There Baynton learned that, "You can be an awful actor with no range, but if you have a joy, you’ll be watchable." He also learned that he wasn’t a clown. Instead, Gaulier told him, he is "an actor, with a sense of humour". "At the time, that was quite a blow. I really wanted to be a clown and make clown shows. Now I’ve come to really love acting. I really like playing different parts and exploring character. Not just using myself as a vessel for people’s laughter."

Unemployed and back in the UK, he set up his own theatre company, Piggy Nero, with Clare Thompson (you may have seen her as the stooge in One Man, Two Guvnors) and one-time Ali G collaborator Jamie Glassman. They took two shows to the Edinburgh Fringe – The Bubonic Play and Hello Dalai. The latter involved Baynton singing a sweary song about Shangri-La in character as “Herbert Spunk” and performing a dance with his left testicle hanging out of his children’s leotard. "We rehearsed and rehearsed and rehearsed and found this way of making it pop out..." he beams at the memory. "There’s a freedom and an abandon to that work that came with youth. I’d probably be more guarded about that kind of stuff now. I was perfectly willing to use my body for comedy."

Just as Piggy Nero was about to run out of money, an agent saw Baynton’s testicle dance and signed him up. Horrible Histories, the irreverent children’s show, in which Baynton played Charles II, Dick Turpin, Shakespeare, Aristotle and others, was his big break. When it ended, he and a number of the cast created a new children’s show, Yonderland. He’s just finished shooting a second series. "What we found with Horrible Histories is that there’s something about the restriction of not being able to swear or do certain things that forces you to be creative. We immediately felt, 'Let’s stick to something that’s pre-watershed. Let’s butt up against those boundaries.' There’s some fairly tasty stuff in there, but it’s all innuendo. It’s funnier that way."

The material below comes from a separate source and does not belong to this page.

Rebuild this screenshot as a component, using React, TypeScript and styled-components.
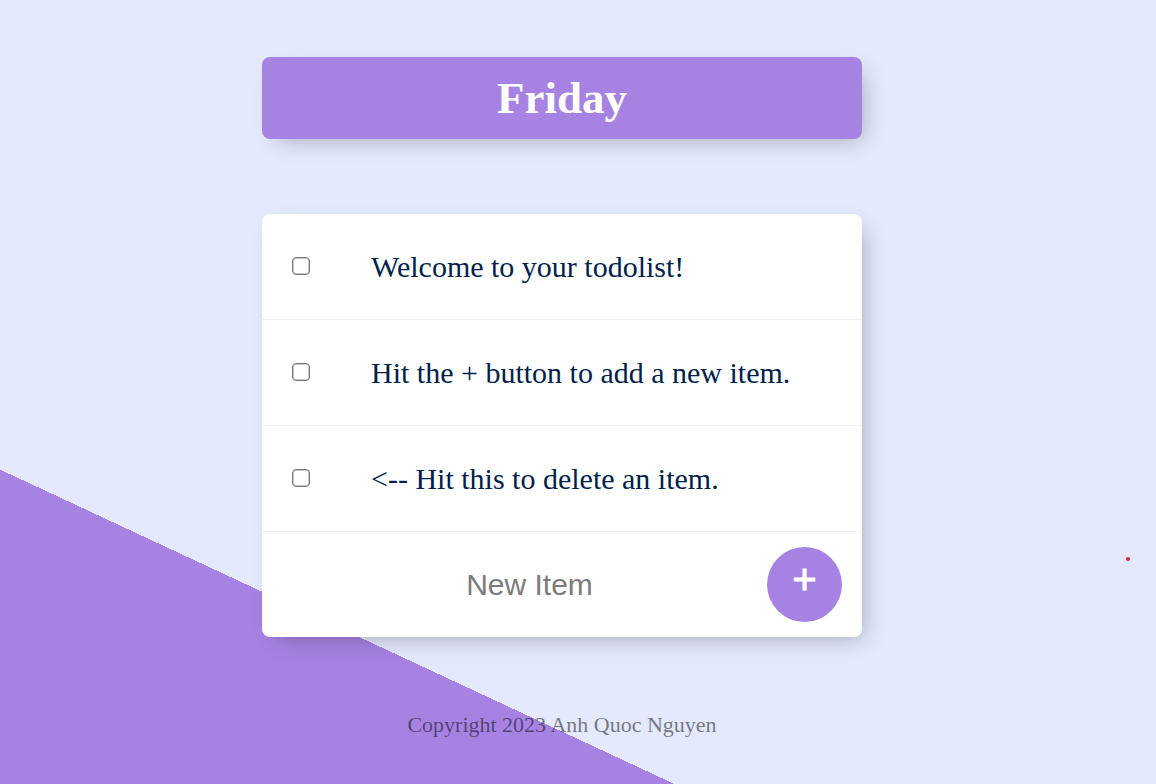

He and Corden have also written a film, School for Santas, for Working Title, which has yet to see the light of day. And is The Wrong Mans over? "Well James has got a job that might take him out of circulation for quite a long time..." says Baynton, referring to Corden’s new job as host of The Late Late Show in America. "We could do more after a break, I think. The only way it would work, not just because of our lives, but creatively, is to leave them alone for five years and let them have some crazy adventure further down the line." Reviews of this latest outing do not worry him; he’s aware that his partner raises strong feelings. "You can tell the difference between someone who has set out to snipe and people who are genuinely critical. Someone just saying, 'I hate James Corden and I wish he’d disappear' is obviously just being personal, so you can dismiss it."

He has no desire to follow his co-star to America. He’s more than happy where he is. "I’ve been lucky enough to work with more heroes than I can count on my fingers," he says. "If I’m ever on set thinking, 'Oh I’ve been up since 5am and it’s cold and why can’t they bring a heater into the soundstage?', it’s quite nice to be able to think, 'I used to answer the phone to angry people and be shouted at for a living'."